= What is being asked =
Write out, word for word, every line from the first one through the line that holds "const grades = ['Grad", and nothing else; skip the pictures.

= Data =
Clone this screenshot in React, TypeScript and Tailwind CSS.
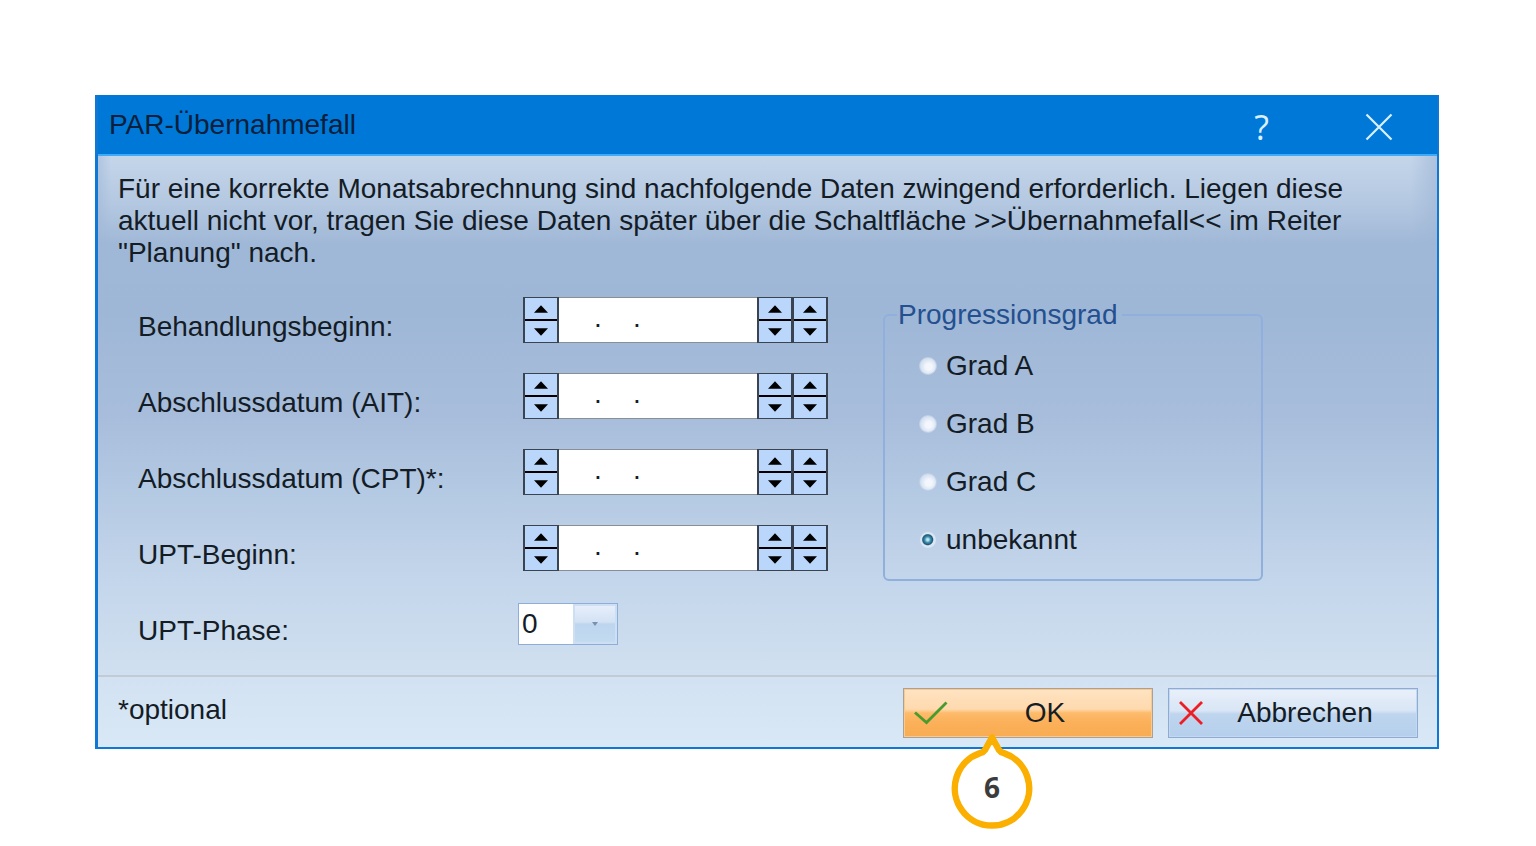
import { useState } from 'react';

const dateFields = [
  { id: 'behandlungsbeginn', label: 'Behandlungsbeginn:' },
  { id: 'abschluss-ait', label: 'Abschlussdatum (AIT):' },
  { id: 'abschluss-cpt', label: 'Abschlussdatum (CPT)*:' },
  { id: 'upt-beginn', label: 'UPT-Beginn:' },
];

const grades = ['Grad A', 'Grad B', 'Grad C', 'unbekannt'];

function Spinner({ name }: { name: string }) {
  return (
    <div className="flex flex-col w-9 h-full border-x-2 border-y border-[#3a4450]">
      <button type="button" aria-label={`${name} erhöhen`} className="flex-1 flex items-center justify-center bg-[#bad7fb] border-b border-black">
        <svg viewBox="0 0 14 8" className="w-[14px] h-2">
          <path d="M7 0.3 L14 7.8 H0 Z" fill="#000" />
        </svg>
      </button>
      <button type="button" aria-label={`${name} verringern`} className="flex-1 flex items-center justify-center bg-[#bad7fb] border-t border-black">
        <svg viewBox="0 0 14 8" className="w-[14px] h-2">
          <path d="M7 7.7 L14 0.2 H0 Z" fill="#000" />
        </svg>
      </button>
    </div>
  );
}

function DateField({ id }: { id: string }) {
  const [value, setValue] = useState('    .    .');

  return (
    <div className="flex h-[46px] w-[305px] ml-[5px]">
      <Spinner name="Tag" />
      <input
        id={id}
        type="text"
        value={value}
        onChange={(e) => setValue(e.target.value)}
        className="flex-1 min-w-0 bg-white border-y border-[#8a8f96] pl-1 pb-1 outline-none"
      />
      <Spinner name="Monat" />
      <div className="-ml-px h-full">
        <Spinner name="Jahr" />
      </div>
    </div>
  );
}

export default function App() {
  const [grade, setGrade] = useState('unbekannt');
  const [phase, setPhase] = useState('0');

  return (
    <div className="min-h-screen bg-white pt-[95px] pl-[95px] pr-[97px] font-['Liberation_Sans',Arial,sans-serif] text-[28px] leading-8 text-[#141c26]">
      <div role="dialog" aria-labelledby="dialog-title" className="border-2 border-l-[3px] border-t-0 border-[#0f78d4]">
        {/* Title bar */}
        <header className="flex items-center justify-between h-[61px] pl-[11px] pr-[44px] bg-[#0078d7] border-b-2 border-[#3fabf7]">
          <h1 id="dialog-title" className="text-[#06203c]">PAR-Übernahmefall</h1>
          <div className="flex items-center gap-24 pt-1 text-[#d9f0ff]">
            <button type="button" aria-label="Hilfe" className="font-['Open_Sans',sans-serif] text-[34px] leading-8">
              ?
            </button>
            <button type="button" aria-label="Schließen">
              <svg viewBox="0 0 28 28" className="block w-7 h-7" fill="none" stroke="currentColor" strokeWidth="2.2">
                <path d="M1.5 1.5 L26.5 26.5 M26.5 1.5 L1.5 26.5" />
              </svg>
            </button>
          </div>
        </header>

        {/* Form */}
        <main className="px-5 pt-[17px] pb-7 [background:linear-gradient(to_right,#9fb7d788,transparent_1%,transparent_98%,#9fb7d7aa)_top/100%_90px_no-repeat,linear-gradient(to_bottom,#c5d6ea_0%,#b4c8e1_9%,#a0b8d7_17%,#9fb7d7_30%,#a7bddb_50%,#b5cae3_66%,#c4d6eb_82%,#d0e0f0_100%)]">
          <p>
            Für eine korrekte Monatsabrechnung sind nachfolgende Daten zwingend erforderlich. Liegen diese
            aktuell nicht vor, tragen Sie diese Daten später über die Schaltfläche &gt;&gt;Übernahmefall&lt;&lt; im Reiter
            "Planung" nach.
          </p>

          <div className="flex items-start gap-[55px] mt-7 pl-5">
            <div className="flex flex-col gap-[30px]">
              {dateFields.map((field) => (
                <div key={field.id} className="flex items-end">
                  <label htmlFor={field.id} className="w-[380px]">{field.label}</label>
                  <DateField id={field.id} />
                </div>
              ))}

              <div className="flex items-end h-[46px]">
                <label htmlFor="upt-phase" className="w-[380px]">UPT-Phase:</label>
                <div className="relative self-center w-[100px]">
                  <select
                    id="upt-phase"
                    value={phase}
                    onChange={(e) => setPhase(e.target.value)}
                    className="block appearance-none w-full h-[42px] pl-[3px] bg-white border border-[#8fadd9] outline-none"
                  >
                    {['0', '1', '2', '3', '4', '5', '6'].map((p) => (
                      <option key={p}>{p}</option>
                    ))}
                  </select>
                  <span className="absolute inset-y-px right-px w-[44px] flex items-center justify-center pointer-events-none border-2 border-[#cfdff3] bg-[linear-gradient(to_bottom,#e6eefa_0%,#d3e2f4_45%,#bdd5ee_50%,#c3dbf0_100%)]">
                    <svg viewBox="0 0 6 4" className="w-[6px] h-1">
                      <path d="M0 0 H6 L3 4 Z" fill="#7a91ad" />
                    </svg>
                  </span>
                </div>
              </div>
            </div>

            <fieldset className="flex-1 max-w-[380px] border-2 border-[#90afdc] rounded-md pl-[34px] pt-[17px] pb-[23px]">
              <legend className="-ml-[22px] pl-[1px] pr-[5px] leading-9 text-[#24508f]">Progressionsgrad</legend>
              <div className="flex flex-col items-start gap-[26px]">
                {grades.map((g) => (
                  <label key={g} className="flex items-center gap-[9px]">
                    <input
                      type="radio"
                      name="progressionsgrad"
                      checked={grade === g}
                      onChange={() => setGrade(g)}
                      className="appearance-none w-[18px] h-[18px] rounded-full border border-[#c0d1e8] bg-[radial-gradient(circle_at_55%_55%,#f3f7fd_0_25%,#d9e3f2_60%,#c6d4e8_100%)] checked:bg-[radial-gradient(circle_at_48%_48%,#b9e6f2_0_8%,#3c8cab_26%,#1d5878_42%,#dbe7f4_52%,#d3e0f0_100%)]"
                    />
                    {g}
                  </label>
                ))}
              </div>
            </fieldset>
          </div>
        </main>

        {/* Footer */}
        <footer className="flex items-start justify-between pl-5 pr-[19px] pt-[11px] pb-[9px] border-t-2 border-[#c2cad4] bg-[linear-gradient(to_bottom,#d2e2f2,#d8e8f6)]">
          <span className="leading-11">*optional</span>
          <div className="flex gap-[15px]">
            <div className="relative">
              <button
                type="button"
                className="flex items-center w-[250px] h-[50px] px-[10px] border border-[#a9a195] bg-[linear-gradient(to_bottom,#ffe3c2_0%,#fed9ae_42%,#fdbb6b_50%,#fbb059_70%,#f8ac52_100%)] shadow-[inset_0_0_0_1px_#f9c98d]"
              >
                <svg viewBox="0 0 34 24" className="w-[34px] h-6" fill="none" stroke="#4a9b2e" strokeWidth="2.8">
                  <path d="M1 11.5 L12.5 21.5 L32.5 1.5" />
                </svg>
                <span className="flex-1 text-center">OK</span>
              </button>

              {/* Step marker pointing at the OK button */}
              <div className="absolute left-[48px] top-[45px] w-[82px] h-[98px]">
                <svg viewBox="0 0 82 98" className="block w-full h-full" fill="#fff" stroke="#fbaf00" strokeWidth="6.5" strokeLinejoin="round">
                  <path d="M41 4.5 L34 17 Q32.5 19.3 29 20.2 A37.2 37.2 0 1 0 53 20.2 Q49.5 19.3 48 17 Z" />
                </svg>
                <span className="absolute inset-x-0 bottom-7 text-center font-['Open_Sans',sans-serif] font-bold text-[28px] text-[#3c3c3c]">
                  6
                </span>
              </div>
            </div>

            <button
              type="button"
              className="flex items-center w-[250px] h-[50px] px-[10px] border border-[#8fabd3] bg-[linear-gradient(to_bottom,#e9f0fa_0%,#d9e6f5_45%,#bfd5ee_52%,#b4cfec_100%)] shadow-[inset_0_0_0_1px_#c4d8ef]"
            >
              <svg viewBox="0 0 24 24" className="w-6 h-6" fill="none" stroke="#ee1c25" strokeWidth="2.8">
                <path d="M1 1 L23 23 M23 1 L1 23" />
              </svg>
              <span className="flex-1 text-center">Abbrechen</span>
            </button>
          </div>
        </footer>
      </div>
    </div>
  );
}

= Solution for this problem =
Clone this screenshot in React, TypeScript and Tailwind CSS.
import { useState } from 'react';

const dateFields = [
  { id: 'behandlungsbeginn', label: 'Behandlungsbeginn:' },
  { id: 'abschluss-ait', label: 'Abschlussdatum (AIT):' },
  { id: 'abschluss-cpt', label: 'Abschlussdatum (CPT)*:' },
  { id: 'upt-beginn', label: 'UPT-Beginn:' },
];

const grades = ['Grad A', 'Grad B', 'Grad C', 'unbekannt'];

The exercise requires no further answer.